Mr. Tewari has been an active member of the Rashtriya Swayamsevak Sangh (RSS) and an early supporter of the Republican Party while most Indian Americans stayed with the Democratic Party. He stays in touch with the leadership of the RSS. Mr. Tewari says he has learnt from his experience that the notion of ‘Indian’ American does not go well with the American mainstream. “For the Hindus to be part of the mainstream of American politics, they have to give up this notion of being ‘Indian’ Americans. That signals mixed loyalties. Religion is constitutionally protected in America and that can be the legitimate the basis of organisation,” he said.
An organisation called the Republican Hindu Coalition (RHC) claims to speak for Hindus but leaders of AHC said the new platform would be unique because of the bipartisan character that they plan to bring. “RHC is limited to the Republican Party. We will reach out to Democrats and independents, whoever is willing to support our platform,” said John Jaggers, Strategic Advisor of AHC. The organisation plans to open an office in the Washington area and appoint full time staff to organise events with U.S lawmakers, executive officials and regulators. “Limited governance and strong national defence are our priority. We believe in economic nationalism and we wish to invest in America and make America strong. On the other side we support strong national defence based on the principle of peace through strength,” Ms. Ghosh said. “And Hindu values are family values, that we support.” She said the organisation was planning multipronged measures against the CNN for airing a documentary that portrayed Hinduism in poor light recently.
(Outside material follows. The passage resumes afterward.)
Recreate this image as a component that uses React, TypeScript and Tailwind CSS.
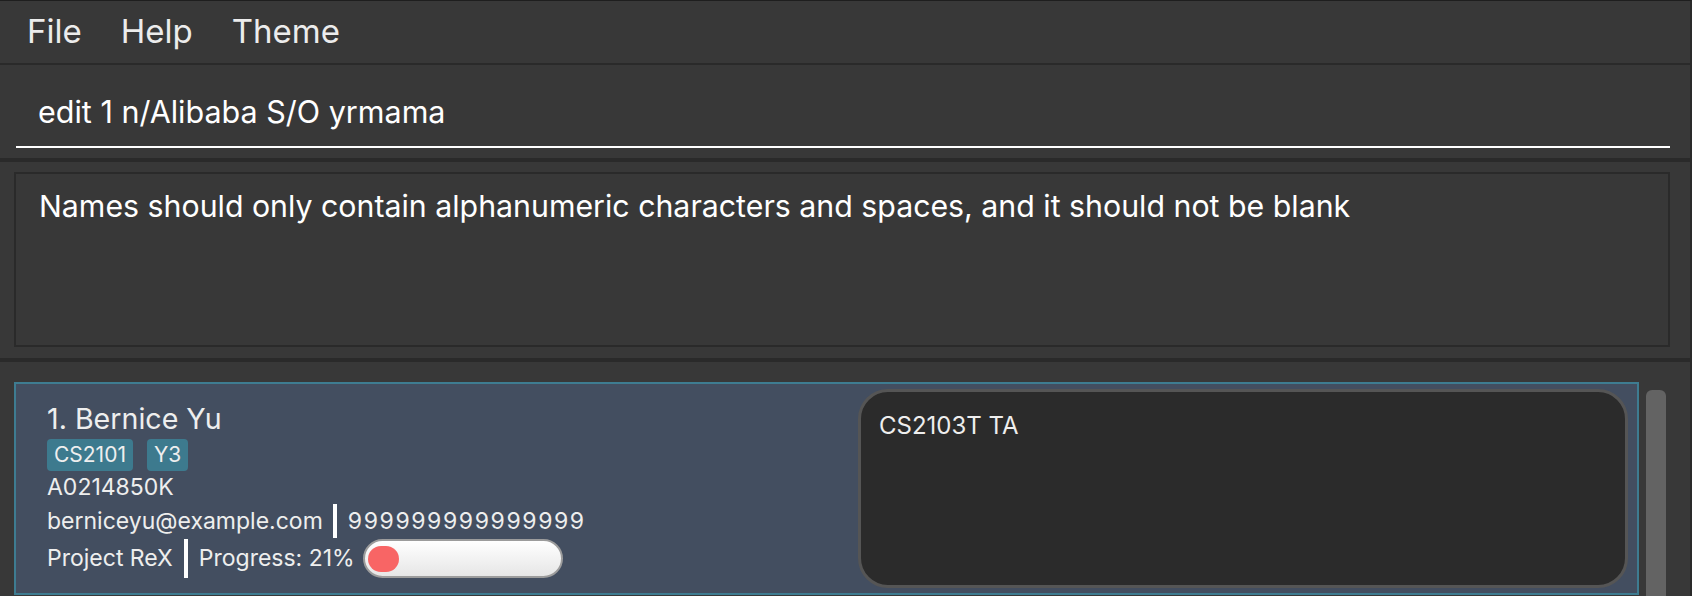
import React from 'react';

const Divider = ({ h }: { h: string }) => <div className={`w-1 bg-white shrink-0 ${h}`} />;

export default function App() {
  return (
    <div className="w-[1692px] h-[596px] overflow-hidden bg-[#383838] border-t border-t-[#1e1e1e] border-r-2 border-r-[#2a2a2a] font-['Inter',sans-serif] text-white flex flex-col">
      {/* Menu bar */}
      <div className="h-[62px] shrink-0 flex items-center gap-[39px] pl-[27px] text-[33px] text-[#ececec]">
        <span>File</span>
        <span>Help</span>
        <span>Theme</span>
      </div>
      <div className="h-[2px] shrink-0 bg-[#2a2a2a]" />

      {/* Command box */}
      <div className="h-[93px] shrink-0 pt-[23px] pl-4 pr-5">
        <div className="h-[60px] border-b-2 border-white pl-[22px] text-[30.5px] leading-[48px]">
          edit 1 n/Alibaba S/O yrmama
        </div>
      </div>
      <div className="h-[4px] shrink-0 bg-[#2a2a2a]" />

      {/* Result display */}
      <div className="h-[196px] shrink-0 pl-[14px] pr-5 pt-[10px] pb-[11px]">
        <div className="h-full border-2 border-[#2a2a2a] pl-[23px] pt-[12px] text-[30.3px] leading-[40px]">
          Names should only contain alphanumeric characters and spaces, and it should not be blank
        </div>
      </div>
      <div className="h-[4px] shrink-0 bg-[#2a2a2a]" />

      {/* Person list */}
      <div className="flex-1 flex pl-[14px] pt-[20px]">
        <div className="w-[1625px] h-[213px] shrink-0 flex items-center border-2 border-[#3e7c91] bg-[#434e60] text-[#eeeeee]">
          <div className="flex-1 self-start pl-[31px] pt-[16px] flex flex-col">
            <div className="h-[39px] flex items-center text-[28.6px]">1. Bernice Yu</div>
            <div className="h-[32px] flex gap-[14px]">
              <span className="h-[32px] px-[7px] rounded bg-[#3d7a8e] flex items-center text-[21px]">CS2101</span>
              <span className="h-[32px] px-[7px] rounded bg-[#3d7a8e] flex items-center text-[21px]">Y3</span>
            </div>
            <div className="h-[33px] flex items-center text-[23px]">A0214850K</div>
            <div className="h-[34px] flex items-center text-[23px]">
              <span>berniceyu@example.com</span>
              <span className="ml-[10px] mr-[11px] flex"><Divider h="h-[34px]" /></span>
              <span className="tracking-[1.6px]">999999999999999</span>
            </div>
            <div className="h-[39px] mt-[1px] flex items-center text-[23px]">
              <span>Project ReX</span>
              <span className="mx-[11px] flex"><Divider h="h-[39px]" /></span>
              <span className="w-[153px] shrink-0 whitespace-nowrap">Progress: 21%</span>
              <div className="ml-[11px] w-[200px] h-[39px] shrink-0 rounded-full border-2 border-[#9c9c9c] bg-linear-to-b from-white to-[#e6e6e6] flex items-center pl-[3px]">
                <div className="w-[31px] h-[26px] rounded-full bg-[#f86565]" />
              </div>
            </div>
          </div>
          <div className="w-[770px] h-[199px] mr-[9px] shrink-0 rounded-[30px] border-[3px] border-[#555555] bg-[#2b2b2b] pl-[18px] pt-[17px] text-[24px] leading-[34px] text-[#eeeeee]">
            CS2103T TA
          </div>
        </div>
        <div className="ml-[7px] mt-[8px] w-5 h-[300px] rounded-md bg-[#636363]" />
      </div>
    </div>
  );
}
“We are not going be leaning towards any party. Anybody who supports our platform, we support them. There are Democrats and there are Republicans who support us,” she said. The AHC website has pictures of Mr. Trump and all Democratic members of Congress, including non-Hindus such as Ami Bera. U.S Ambassador to the UN Nikki Haley also appears on the site though she is a Christian. “They all subscribe to the Hindu enlightenment principles,” said Ms. Ghosh.
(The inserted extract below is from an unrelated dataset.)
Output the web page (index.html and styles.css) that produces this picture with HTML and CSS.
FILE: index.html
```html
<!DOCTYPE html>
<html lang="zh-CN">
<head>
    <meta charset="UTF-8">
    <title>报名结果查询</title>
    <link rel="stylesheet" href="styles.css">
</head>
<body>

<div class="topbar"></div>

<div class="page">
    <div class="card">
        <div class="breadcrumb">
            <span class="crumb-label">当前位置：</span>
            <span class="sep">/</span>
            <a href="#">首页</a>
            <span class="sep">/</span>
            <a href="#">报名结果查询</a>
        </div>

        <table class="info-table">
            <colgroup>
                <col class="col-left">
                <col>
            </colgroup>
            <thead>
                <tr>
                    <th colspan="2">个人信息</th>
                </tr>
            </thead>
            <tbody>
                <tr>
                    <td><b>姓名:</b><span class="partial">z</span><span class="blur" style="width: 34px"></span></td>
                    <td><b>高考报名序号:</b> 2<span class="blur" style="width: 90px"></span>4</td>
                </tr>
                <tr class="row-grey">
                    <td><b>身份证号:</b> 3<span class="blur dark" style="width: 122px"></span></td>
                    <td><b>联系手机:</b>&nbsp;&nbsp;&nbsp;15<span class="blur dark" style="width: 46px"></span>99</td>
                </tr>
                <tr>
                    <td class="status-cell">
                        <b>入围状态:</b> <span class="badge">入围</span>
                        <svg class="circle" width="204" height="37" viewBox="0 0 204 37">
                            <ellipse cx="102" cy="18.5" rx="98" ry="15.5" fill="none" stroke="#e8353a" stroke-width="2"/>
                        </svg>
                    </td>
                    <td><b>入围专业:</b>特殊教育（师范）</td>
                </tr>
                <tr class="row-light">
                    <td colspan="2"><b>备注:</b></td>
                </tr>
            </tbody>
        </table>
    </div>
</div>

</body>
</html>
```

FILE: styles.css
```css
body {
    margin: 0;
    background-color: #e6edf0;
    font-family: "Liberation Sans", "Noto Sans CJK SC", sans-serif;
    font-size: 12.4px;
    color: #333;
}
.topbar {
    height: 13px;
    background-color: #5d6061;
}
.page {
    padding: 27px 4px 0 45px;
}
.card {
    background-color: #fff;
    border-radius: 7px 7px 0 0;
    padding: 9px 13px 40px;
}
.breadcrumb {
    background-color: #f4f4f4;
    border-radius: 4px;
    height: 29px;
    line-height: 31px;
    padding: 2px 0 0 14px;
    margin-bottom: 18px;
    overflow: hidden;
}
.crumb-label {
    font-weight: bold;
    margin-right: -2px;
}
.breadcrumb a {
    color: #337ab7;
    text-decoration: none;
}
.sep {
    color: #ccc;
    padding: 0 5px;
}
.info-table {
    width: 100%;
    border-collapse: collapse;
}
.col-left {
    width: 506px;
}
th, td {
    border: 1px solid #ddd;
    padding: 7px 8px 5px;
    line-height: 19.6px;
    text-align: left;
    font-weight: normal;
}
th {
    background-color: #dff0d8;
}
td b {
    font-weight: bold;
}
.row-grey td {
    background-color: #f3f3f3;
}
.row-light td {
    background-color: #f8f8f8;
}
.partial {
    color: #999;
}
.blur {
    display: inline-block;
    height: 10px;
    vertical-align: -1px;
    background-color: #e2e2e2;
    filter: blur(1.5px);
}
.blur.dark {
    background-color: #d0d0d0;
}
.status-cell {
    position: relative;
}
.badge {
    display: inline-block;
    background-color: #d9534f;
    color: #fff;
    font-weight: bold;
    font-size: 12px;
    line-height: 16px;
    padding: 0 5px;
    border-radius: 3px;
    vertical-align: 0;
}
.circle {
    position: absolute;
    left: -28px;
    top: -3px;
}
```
AHC will advocate strong strategic relations between the U.S and India, said Ms. Ghosh. “There is a convergence between the two countries, both in terms of threats and interests,” she said. Mr. Tewari said the idea is to convince American policy makers that good relations with India are in the interests of America. “There is no point repeating to Americans what India’s interests are. We have to speak from the perspective of American interests. And we have to bring together all patriotic Americans together to achieve that,” he said.